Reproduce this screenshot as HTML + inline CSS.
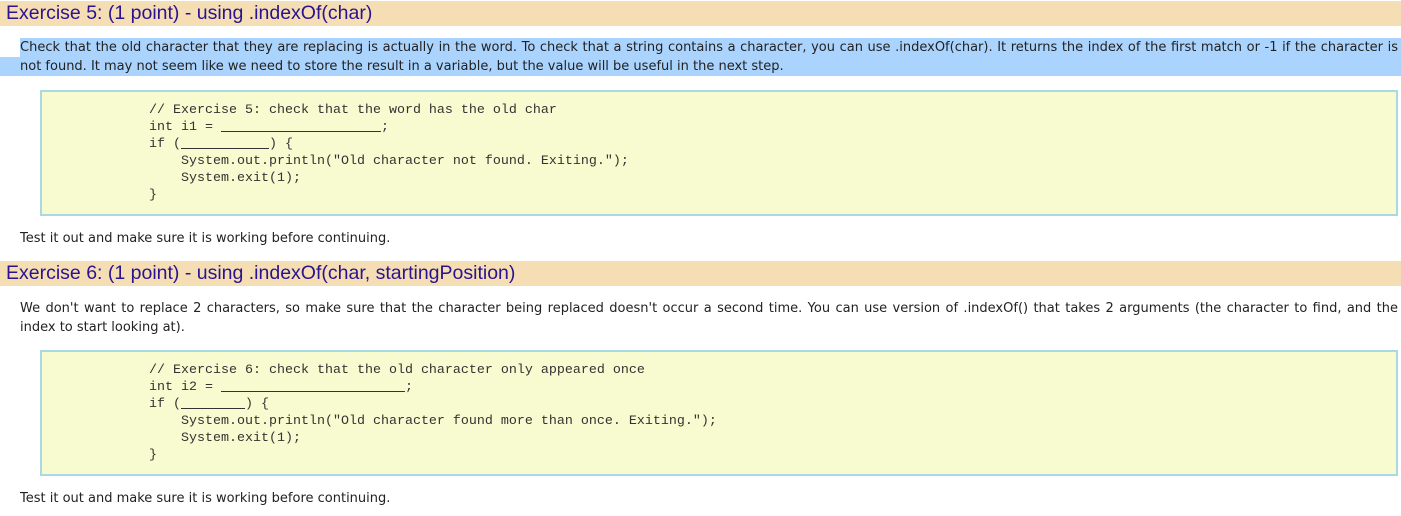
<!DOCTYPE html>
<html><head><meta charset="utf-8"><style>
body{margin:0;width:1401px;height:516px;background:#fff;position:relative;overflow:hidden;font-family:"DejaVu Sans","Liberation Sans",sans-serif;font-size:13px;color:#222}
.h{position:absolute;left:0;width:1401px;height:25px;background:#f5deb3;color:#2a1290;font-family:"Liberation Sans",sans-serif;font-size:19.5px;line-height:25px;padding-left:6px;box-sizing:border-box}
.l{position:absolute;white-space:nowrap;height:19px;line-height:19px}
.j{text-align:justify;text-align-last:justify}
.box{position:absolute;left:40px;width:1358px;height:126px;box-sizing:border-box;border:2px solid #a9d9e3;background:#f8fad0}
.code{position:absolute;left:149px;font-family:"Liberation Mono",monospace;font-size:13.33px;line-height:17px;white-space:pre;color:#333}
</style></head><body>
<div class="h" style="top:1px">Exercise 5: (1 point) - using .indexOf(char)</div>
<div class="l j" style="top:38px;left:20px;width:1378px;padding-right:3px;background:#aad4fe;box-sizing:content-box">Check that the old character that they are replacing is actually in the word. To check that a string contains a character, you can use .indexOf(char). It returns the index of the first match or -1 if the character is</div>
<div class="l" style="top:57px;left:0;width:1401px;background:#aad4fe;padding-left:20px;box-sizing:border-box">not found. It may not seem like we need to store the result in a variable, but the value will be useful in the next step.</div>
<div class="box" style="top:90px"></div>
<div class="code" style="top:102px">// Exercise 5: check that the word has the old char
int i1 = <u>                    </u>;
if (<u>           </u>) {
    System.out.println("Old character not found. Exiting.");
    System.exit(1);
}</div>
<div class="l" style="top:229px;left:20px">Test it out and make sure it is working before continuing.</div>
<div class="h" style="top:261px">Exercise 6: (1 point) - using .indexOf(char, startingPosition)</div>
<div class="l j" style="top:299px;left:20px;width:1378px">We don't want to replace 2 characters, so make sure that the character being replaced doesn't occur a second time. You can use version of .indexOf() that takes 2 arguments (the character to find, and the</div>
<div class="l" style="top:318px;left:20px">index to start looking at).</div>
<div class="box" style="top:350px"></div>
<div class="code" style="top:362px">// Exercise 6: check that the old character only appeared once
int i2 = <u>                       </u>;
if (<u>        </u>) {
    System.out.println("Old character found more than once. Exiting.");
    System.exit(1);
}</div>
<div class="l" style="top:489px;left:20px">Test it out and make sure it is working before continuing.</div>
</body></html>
===
> **Aim of the exercise**
Give the material again exactly as it is, but keep the pictures out.

> **Full answer**
Reproduce this screenshot as HTML + inline CSS.
<!DOCTYPE html>
<html><head><meta charset="utf-8"><style>
body{margin:0;width:1401px;height:516px;background:#fff;position:relative;overflow:hidden;font-family:"DejaVu Sans","Liberation Sans",sans-serif;font-size:13px;color:#222}
.h{position:absolute;left:0;width:1401px;height:25px;background:#f5deb3;color:#2a1290;font-family:"Liberation Sans",sans-serif;font-size:19.5px;line-height:25px;padding-left:6px;box-sizing:border-box}
.l{position:absolute;white-space:nowrap;height:19px;line-height:19px}
.j{text-align:justify;text-align-last:justify}
.box{position:absolute;left:40px;width:1358px;height:126px;box-sizing:border-box;border:2px solid #a9d9e3;background:#f8fad0}
.code{position:absolute;left:149px;font-family:"Liberation Mono",monospace;font-size:13.33px;line-height:17px;white-space:pre;color:#333}
</style></head><body>
<div class="h" style="top:1px">Exercise 5: (1 point) - using .indexOf(char)</div>
<div class="l j" style="top:38px;left:20px;width:1378px;padding-right:3px;background:#aad4fe;box-sizing:content-box">Check that the old character that they are replacing is actually in the word. To check that a string contains a character, you can use .indexOf(char). It returns the index of the first match or -1 if the character is</div>
<div class="l" style="top:57px;left:0;width:1401px;background:#aad4fe;padding-left:20px;box-sizing:border-box">not found. It may not seem like we need to store the result in a variable, but the value will be useful in the next step.</div>
<div class="box" style="top:90px"></div>
<div class="code" style="top:102px">// Exercise 5: check that the word has the old char
int i1 = <u>                    </u>;
if (<u>           </u>) {
    System.out.println("Old character not found. Exiting.");
    System.exit(1);
}</div>
<div class="l" style="top:229px;left:20px">Test it out and make sure it is working before continuing.</div>
<div class="h" style="top:261px">Exercise 6: (1 point) - using .indexOf(char, startingPosition)</div>
<div class="l j" style="top:299px;left:20px;width:1378px">We don't want to replace 2 characters, so make sure that the character being replaced doesn't occur a second time. You can use version of .indexOf() that takes 2 arguments (the character to find, and the</div>
<div class="l" style="top:318px;left:20px">index to start looking at).</div>
<div class="box" style="top:350px"></div>
<div class="code" style="top:362px">// Exercise 6: check that the old character only appeared once
int i2 = <u>                       </u>;
if (<u>        </u>) {
    System.out.println("Old character found more than once. Exiting.");
    System.exit(1);
}</div>
<div class="l" style="top:489px;left:20px">Test it out and make sure it is working before continuing.</div>
</body></html>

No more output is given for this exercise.